Though the Apollo conspiracy buffs are very noisy on the Internet, public opinion polls show that only seven percent of the American public think the Apollo moon landings were faked. Dean Debnam, president of Public Policy Polling, who arrived at this estimate in one study, said, “Most Americans reject the wackier ideas out there about fake moon landing and shape-shifting lizards.”
The irony is that Internet makes a wealth of science information available to the public. All the Apollo pictures can be accessed an downloaded at https://www.hq.nasa.gov/alsj/. However, the Internet has also facilitated the spread of misinformation that is progressively replacing expert advice.

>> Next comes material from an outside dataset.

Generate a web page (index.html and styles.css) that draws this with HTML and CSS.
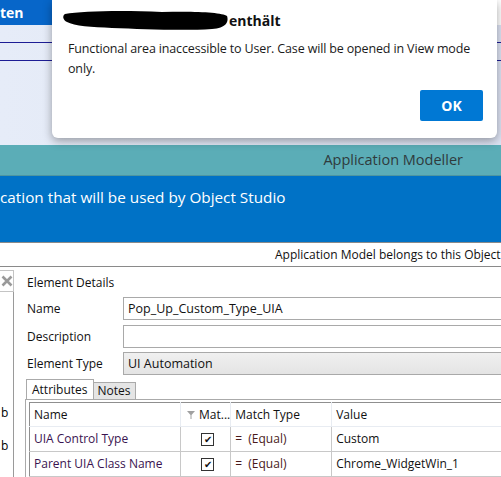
FILE: index.html
```html
<!DOCTYPE html>
<html>
  <head>
    <meta charset="utf-8" />
    <title>Application Modeller</title>
    <link rel="stylesheet" href="styles.css">
  </head>

  <body>
    <!-- 顶部导航 -->
    <div class="topbar">
      <div class="topbar-tab">ten</div>
    </div>
    <div class="nav">
      <div class="nav-item"></div>
      <div class="nav-item"></div>
    </div>

    <!-- 标题栏 -->
    <div class="titlebar">Application Modeller</div>
    <div class="banner">cation that will be used by Object Studio</div>
    <div class="infobar">Application Model belongs to this Object</div>

    <!-- 主体 -->
    <div class="main">
      <div class="side">
        <div class="close-btn">
          <svg width="12" height="12" viewBox="0 0 12 12">
            <path d="M1.5 1.5 L10.5 10.5 M10.5 1.5 L1.5 10.5" stroke="#9a9a9a" stroke-width="2.6" />
          </svg>
        </div>
        <div class="side-panel">
          <div class="side-label side-label-1">b</div>
          <div class="side-label side-label-2">b</div>
        </div>
      </div>

      <div class="content">
        <div class="section-title">Element Details</div>

        <div class="form-row">
          <div class="form-label">Name</div>
          <div class="form-input">Pop_Up_Custom_Type_UIA</div>
        </div>
        <div class="form-row">
          <div class="form-label">Description</div>
          <div class="form-input"></div>
        </div>
        <div class="form-row">
          <div class="form-label">Element Type</div>
          <div class="form-input form-select">UI Automation</div>
        </div>

        <!-- 标签页 -->
        <div class="tabs">
          <div class="tab tab-active">Attributes</div>
          <div class="tab">Notes</div>
        </div>
        <div class="tab-panel">
          <table class="attr-table">
            <tr class="head">
              <th class="col-name">Name</th>
              <th class="col-match">
                <svg class="filter-icon" width="8" height="8" viewBox="0 0 8 8">
                  <path d="M0 0 H8 L4.5 4 V8 H3.5 V4 Z" fill="#a0a0a0" />
                </svg>Mat...
              </th>
              <th class="col-type">Match Type</th>
              <th class="col-value">Value</th>
            </tr>
            <tr>
              <td class="attr-name">UIA Control Type</td>
              <td class="center"><span class="check">&#10004;</span></td>
              <td class="equal">=&nbsp;&nbsp;(Equal)</td>
              <td>Custom</td>
            </tr>
            <tr>
              <td class="attr-name">Parent UIA Class Name</td>
              <td class="center"><span class="check">&#10004;</span></td>
              <td class="equal">=&nbsp;&nbsp;(Equal)</td>
              <td>Chrome_WidgetWin_1</td>
            </tr>
            <tr>
              <td></td><td></td><td></td><td></td>
            </tr>
          </table>
        </div>
      </div>
    </div>

    <!-- 弹出对话框 -->
    <div class="dialog">
      <div class="dialog-title">
        <svg class="redact" width="167" height="22" viewBox="0 0 167 22">
          <path d="M3 4 C20 1 60 0 100 2 C130 1 160 2 165 6 C167 12 164 18 150 19 C120 21 80 19 50 18 C30 17 12 16 5 12 C1 10 0 6 3 4 Z" fill="#000" />
        </svg>
        <span>enthält</span>
      </div>
      <div class="dialog-text">Functional area inaccessible to User. Case will be opened in View mode only.</div>
      <div class="dialog-actions">
        <button class="ok-button">OK</button>
      </div>
    </div>
  </body>
</html>
```

FILE: styles.css
```css
/* 基础样式 */
html,
body {
  margin: 0;
  padding: 0;
  width: 501px;
  height: 477px;
  overflow: hidden;
  position: relative;
  font-family: "Open Sans", "Noto Sans", sans-serif;
  background-color: #fff;
}

/* 顶部导航 */
.topbar {
  height: 25px;
  background-color: #fff;
}
.topbar-tab {
  width: 120px;
  height: 25px;
  background-color: #0766c9;
  color: #fff;
  font-weight: bold;
  font-size: 14px;
  line-height: 25px;
}

.nav {
  height: 120px;
  background: linear-gradient(to right, #e6ecf8, #dde3f3);
}
.nav-item {
  height: 17px;
  border-bottom: 1px solid #1d1d95;
}

/* 标题栏 */
.titlebar {
  height: 30px;
  line-height: 30px;
  border-bottom: 1px solid #4e96a0;
  background-color: #5badb7;
  color: #2f3b3d;
  font-size: 14.5px;
  text-align: right;
  padding-right: 38px;
}

.banner {
  height: 66px;
  background-color: #0072c6;
  color: #fff;
  font-size: 15.3px;
  line-height: 20px;
  padding-top: 11px;
  box-sizing: border-box;
  white-space: nowrap;
}

.infobar {
  height: 23px;
  border-top: 1px solid #8a8a8a;
  border-bottom: 1px solid #8a8a8a;
  line-height: 23px;
  font-size: 12px;
  color: #111;
  padding-left: 275px;
  white-space: nowrap;
  overflow: hidden;
}

/* 主体 */
.main {
  display: flex;
  height: 210px;
}

.side {
  width: 14px;
  flex-shrink: 0;
  display: flex;
  flex-direction: column;
}
.close-btn {
  margin-top: 3px;
  height: 22px;
  border: 1px solid #c4c4c4;
  border-left: none;
  box-sizing: border-box;
  display: flex;
  align-items: center;
  justify-content: center;
}
.side-panel {
  flex: 1;
  border-right: 1px solid #9a9a9a;
  position: relative;
  font-size: 12px;
}
.side-label {
  position: absolute;
  left: 1px;
}
.side-label-1 {
  top: 112px;
}
.side-label-2 {
  top: 145px;
}

.content {
  flex: 1;
  padding-left: 13px;
  font-size: 12px;
  color: #111;
  min-width: 0;
}

.section-title {
  height: 30px;
  line-height: 32px;
}

/* 表单 */
.form-row {
  display: flex;
  align-items: center;
  height: 23px;
  margin-bottom: 4.5px;
}
.form-label {
  width: 96px;
  flex-shrink: 0;
}
.form-input {
  flex: 1;
  height: 23px;
  border: 1px solid #a9a9a9;
  border-right: none;
  box-sizing: border-box;
  padding-left: 4px;
  line-height: 21px;
  font-size: 12.5px;
  white-space: nowrap;
}
.form-select {
  background: linear-gradient(#f0f0f0, #e4e4e4);
}

/* 标签页 */
.tabs {
  display: flex;
  align-items: flex-end;
  height: 19px;
  margin-top: 1px;
  margin-left: -1px;
}
.tab {
  height: 16px;
  line-height: 16px;
  padding: 0 4px;
  border: 1px solid #aaa;
  border-bottom: none;
  background-color: #e5e5e5;
  font-size: 12px;
  margin-left: -1px;
}
.tab-active {
  height: 19px;
  line-height: 19px;
  background-color: #fff;
  padding: 0 5px;
  margin-left: 0;
  position: relative;
  z-index: 1;
}

.tab-panel {
  border-top: 1px solid #aaa;
  border-left: 1px solid #aaa;
  margin-left: -2px;
  padding: 2px 0 0 3px;
  height: 100px;
}

/* 属性表格 */
.attr-table {
  border-collapse: collapse;
  border: 1px solid #8f8f8f;
  width: 500px;
  font-size: 12px;
}
.attr-table th {
  font-weight: normal;
  text-align: left;
  height: 23px;
  padding: 0 0 0 4px;
  border-right: 1px solid #e8ecf2;
  border-bottom: 1px solid #e8ecf2;
  color: #111;
  white-space: nowrap;
}
.attr-table td {
  height: 24px;
  padding: 0 0 0 4px;
  border-right: 1px solid #c8c8c8;
  border-bottom: 1px solid #c8c8c8;
  white-space: nowrap;
  color: #111;
}
.col-name {
  width: 146px;
}
.col-match {
  width: 44px;
}
.col-type {
  width: 96px;
}
.filter-icon {
  margin: 0 4px 0 2px;
}
.attr-name {
  color: #3a1450 !important;
}
.center {
  text-align: center;
}
.check {
  display: inline-block;
  width: 11px;
  height: 11px;
  border: 1px solid #333;
  font-size: 10px;
  line-height: 11px;
  text-align: center;
  color: #111;
}
.equal {
  color: #4a1a1a !important;
}

/* 弹出对话框 */
.dialog {
  position: absolute;
  left: 52px;
  top: 0;
  width: 445px;
  height: 138px;
  background-color: #fff;
  border-radius: 0 0 6px 6px;
  box-shadow: 0 3px 10px rgba(0, 0, 0, 0.35);
  box-sizing: border-box;
  padding: 0 14px 0 16px;
}
.dialog-title {
  display: flex;
  align-items: center;
  height: 34px;
  margin-left: -6px;
  padding-top: 6px;
  box-sizing: border-box;
  font-weight: bold;
  font-size: 14px;
  color: #111;
}
.redact {
  margin-top: 2px;
}
.dialog-text {
  margin-top: 5px;
  font-size: 12.5px;
  letter-spacing: -0.15px;
  line-height: 20px;
  color: #1a1a1a;
  max-width: 412px;
}
.dialog-actions {
  display: flex;
  justify-content: flex-end;
  margin-top: 11px;
}
.ok-button {
  width: 63px;
  height: 31px;
  border: none;
  border-radius: 2px;
  background-color: #0078d4;
  color: #fff;
  font-family: "Open Sans", sans-serif;
  font-weight: bold;
  font-size: 14px;
}
```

My Hubble colleague, Zoltan Levay, had this insightful comment: “As with any mythology, no amount of logic or evidence will convince the (hoax) believers. It’s not about the truth, it’s about having a tribe to belong to and provoking the establishment.” Therefore, chasing down moon-hoax theories is like playing a game of whack-a-mole. You knock down one crazy allegation and another one pops up.
So the Apollo hoax allegation are a mild distraction to most Americans. Nevertheless, its purveyors have the hubris and audacity to cast doubt on such a mind-boggling demonstration of the American pioneering spirit, as embodied in our scientific and technological prowess.
“Apollo certainly has to be among the greatest achievements in human history because it really stands on a level that is beyond the history of any one nation or the history of any one group on the Earth. It really is an achievement, a milestone on the level of the human species,” said space historian Andrew Chakin.